> STATED PROBLEM
Locate the lines of the listing below that hold "screenshot", then copy each of them.

> AVAILABLE RECORDS
--- BEGIN ---

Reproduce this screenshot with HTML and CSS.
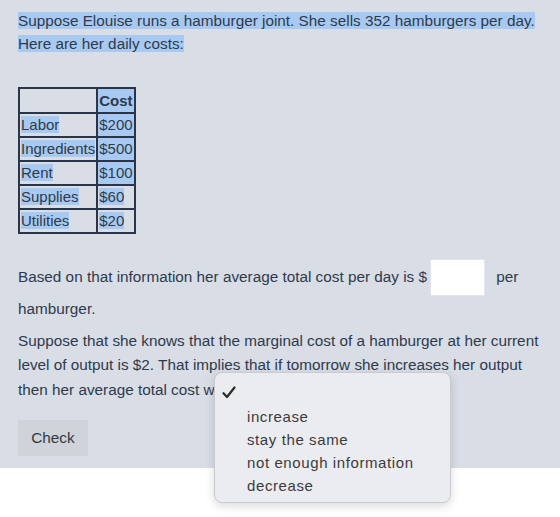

--- END ---
--- BEGIN ---

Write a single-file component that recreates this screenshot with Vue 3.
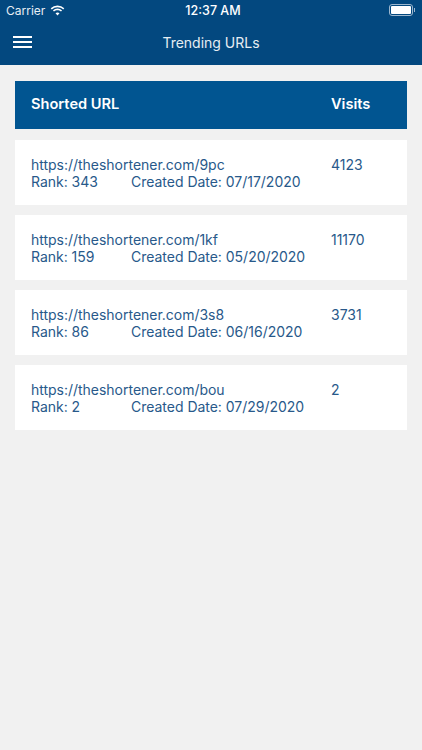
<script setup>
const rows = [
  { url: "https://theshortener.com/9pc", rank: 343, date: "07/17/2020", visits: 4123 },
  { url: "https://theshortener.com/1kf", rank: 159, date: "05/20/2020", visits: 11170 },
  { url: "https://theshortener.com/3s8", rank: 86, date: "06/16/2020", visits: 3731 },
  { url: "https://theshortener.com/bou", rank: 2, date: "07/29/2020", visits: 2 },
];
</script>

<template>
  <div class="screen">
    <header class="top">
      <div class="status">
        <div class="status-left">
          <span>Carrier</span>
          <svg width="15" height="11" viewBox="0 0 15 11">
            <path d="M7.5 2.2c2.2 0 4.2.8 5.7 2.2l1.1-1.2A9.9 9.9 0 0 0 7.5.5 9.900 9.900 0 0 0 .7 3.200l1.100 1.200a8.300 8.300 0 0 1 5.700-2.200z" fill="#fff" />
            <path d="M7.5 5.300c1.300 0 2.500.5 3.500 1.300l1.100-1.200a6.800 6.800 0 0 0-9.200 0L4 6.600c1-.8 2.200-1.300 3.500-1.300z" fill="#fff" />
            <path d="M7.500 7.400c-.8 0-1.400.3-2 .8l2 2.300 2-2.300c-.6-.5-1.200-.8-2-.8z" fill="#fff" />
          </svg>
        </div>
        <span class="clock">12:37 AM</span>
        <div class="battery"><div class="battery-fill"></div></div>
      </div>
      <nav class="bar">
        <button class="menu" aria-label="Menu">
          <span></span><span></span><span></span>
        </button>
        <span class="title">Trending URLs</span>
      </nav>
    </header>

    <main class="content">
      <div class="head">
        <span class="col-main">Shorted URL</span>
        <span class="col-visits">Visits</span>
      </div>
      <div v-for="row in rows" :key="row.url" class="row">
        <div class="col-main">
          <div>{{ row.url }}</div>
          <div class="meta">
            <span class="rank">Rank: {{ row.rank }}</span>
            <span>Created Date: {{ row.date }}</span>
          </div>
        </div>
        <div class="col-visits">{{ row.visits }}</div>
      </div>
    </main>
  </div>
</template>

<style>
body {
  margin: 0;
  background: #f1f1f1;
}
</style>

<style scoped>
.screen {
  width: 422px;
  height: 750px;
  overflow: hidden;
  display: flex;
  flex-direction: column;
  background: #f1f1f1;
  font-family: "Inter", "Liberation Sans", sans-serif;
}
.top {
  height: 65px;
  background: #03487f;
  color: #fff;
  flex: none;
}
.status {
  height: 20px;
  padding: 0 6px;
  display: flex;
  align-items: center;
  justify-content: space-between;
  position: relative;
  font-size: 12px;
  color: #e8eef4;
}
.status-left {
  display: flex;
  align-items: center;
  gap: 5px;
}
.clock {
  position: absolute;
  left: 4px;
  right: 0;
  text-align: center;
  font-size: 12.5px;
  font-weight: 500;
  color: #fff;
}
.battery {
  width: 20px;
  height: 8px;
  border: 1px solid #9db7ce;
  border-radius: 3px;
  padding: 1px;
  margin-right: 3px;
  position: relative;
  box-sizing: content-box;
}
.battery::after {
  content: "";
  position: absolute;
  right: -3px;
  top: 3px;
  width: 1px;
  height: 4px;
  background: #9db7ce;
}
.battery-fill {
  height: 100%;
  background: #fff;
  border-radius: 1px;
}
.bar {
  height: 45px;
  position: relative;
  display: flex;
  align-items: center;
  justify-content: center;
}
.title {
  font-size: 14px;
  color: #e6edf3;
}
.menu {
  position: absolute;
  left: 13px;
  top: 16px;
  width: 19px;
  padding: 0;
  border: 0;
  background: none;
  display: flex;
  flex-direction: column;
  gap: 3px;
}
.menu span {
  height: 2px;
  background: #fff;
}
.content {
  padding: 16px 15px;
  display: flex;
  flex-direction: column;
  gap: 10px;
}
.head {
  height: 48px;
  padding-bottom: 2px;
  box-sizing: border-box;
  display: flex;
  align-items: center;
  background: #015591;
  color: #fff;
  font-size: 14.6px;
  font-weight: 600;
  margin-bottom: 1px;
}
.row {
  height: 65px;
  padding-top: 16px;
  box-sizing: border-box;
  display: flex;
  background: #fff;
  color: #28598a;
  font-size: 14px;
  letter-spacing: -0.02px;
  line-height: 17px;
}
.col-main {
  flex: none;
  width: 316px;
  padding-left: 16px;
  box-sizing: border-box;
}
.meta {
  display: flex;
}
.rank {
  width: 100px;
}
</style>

--- END ---

> OUTPUT BELOW
Reproduce this screenshot with HTML and CSS.
Write a single-file component that recreates this screenshot with Vue 3.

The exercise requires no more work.